I can imagine how you will wag your pow over it; and how ragged you
will find it, etc., but has it not spirit all the same? and though
the verse is not all your fancy painted it, has it not some life?
And surely, as narrative, the thing has considerable merit! Read
it, get a typewritten copy taken, and send me that and your opinion
to the Sandwiches. I know I am only courting the most excruciating
mortification; but the real cause of my sending the thing is that I
could bear to go down myself, but not to have much MS. go down with
me. To say truth, we are through the most dangerous; but it has
left in all minds a strong sense of insecurity, and we are all for
putting eggs in various baskets.

We leave here soon, bound for Uahiva, Reiatea, Bora-Bora, and the
Sandwiches.


O, how my spirit languishes
To step ashore on the Sanguishes;
For there my letters wait,
There shall I know my fate.
O, how my spirit languidges
To step ashore on the Sanguidges.


18TH. - I think we shall leave here if all is well on Monday. I am
quite recovered, astonishingly recovered. It must be owned these
climates and this voyage have given me more strength than I could
have thought possible. And yet the sea is a terrible place,
stupefying to the mind and poisonous to the temper, the sea, the
motion, the lack of space, the cruel publicity, the villainous
tinned foods, the sailors, the captain, the passengers - but you
are amply repaid when you sight an island, and drop anchor in a new
world. Much trouble has attended this trip, but I must confess
more pleasure. Nor should I ever complain, as in the last few
weeks, with the curing of my illness indeed, as if that were the
bursting of an abscess, the cloud has risen from my spirits and to
some degree from my temper. Do you know what they called the CASCO
at Fakarava? The SILVER SHIP. Is that not pretty? Pray tell Mrs.
Jenkin, DIE SILBERNE FRAU, as I only learned it since I wrote her.
I think of calling the book by that name: THE CRUISE OF THE SILVER
SHIP - so there will be one poetic page at least - the title. At
the Sandwiches we shall say farewell to the S. S. with mingled
feelings. She is a lovely creature: the most beautiful thing at
this moment in Taiti.

Well, I will take another sheet, though I know I have nothing to
say. You would think I was bursting: but the voyage is all stored
up for the book, which is to pay for it, we fondly hope; and the
troubles of the time are not worth telling; and our news is little.
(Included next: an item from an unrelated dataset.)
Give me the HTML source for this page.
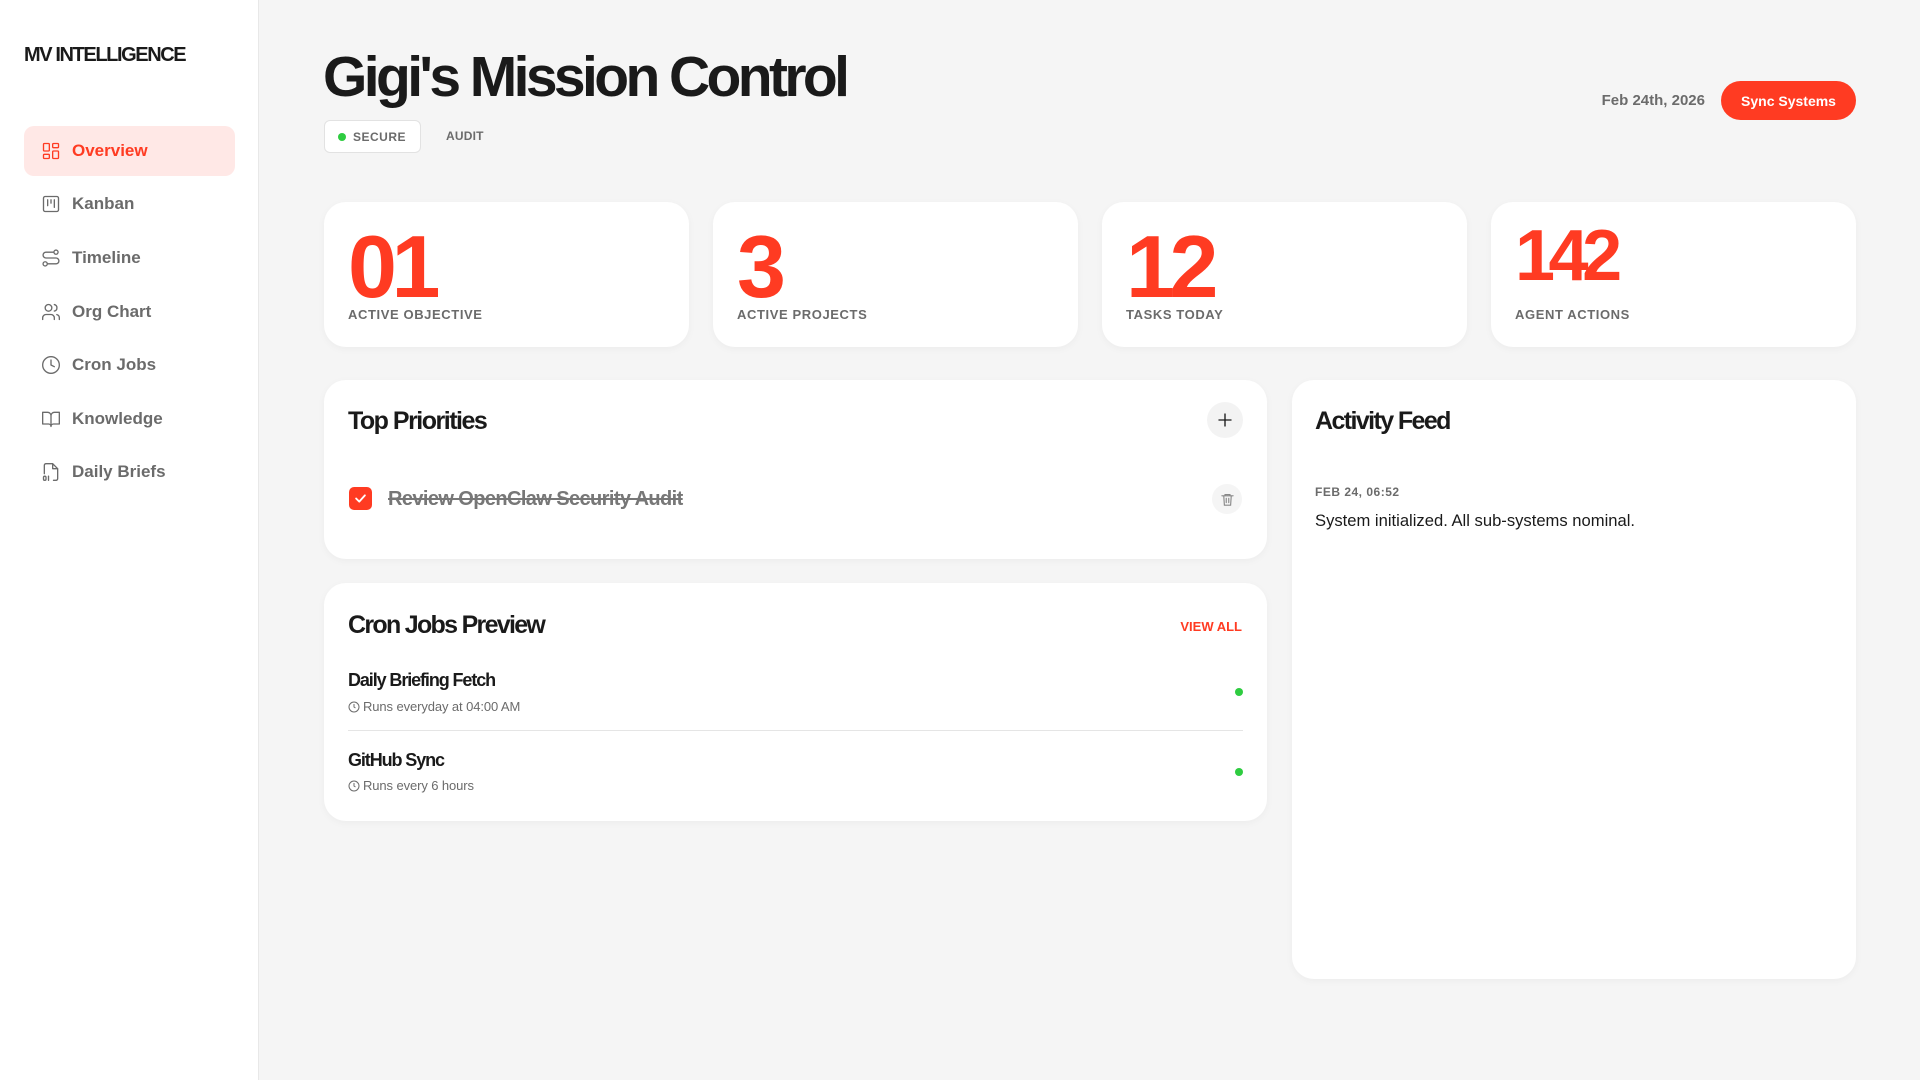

Here I conclude (Oct. 24th, I think), for we are now stored, and
the Blue Peter metaphorically flies.

R. L. S.



Letter: TO WILLIAM AND THOMAS ARCHER



TAITI, OCTOBER 17TH, 1888.

DEAR ARCHER, - Though quite unable to write letters, I nobly send
you a line signifying nothing. The voyage has agreed well with
all; it has had its pains, and its extraordinary pleasures; nothing
in the world can equal the excitement of the first time you cast
anchor in some bay of a tropical island, and the boats begin to
surround you, and the tattooed people swarm aboard. Tell
Tomarcher, with my respex, that hide-and-seek is not equal to it;
no, nor hidee-in-the-dark; which, for the matter of that, is a game
for the unskilful: the artist prefers daylight, a good-sized
garden, some shrubbery, an open paddock, and - come on, Macduff.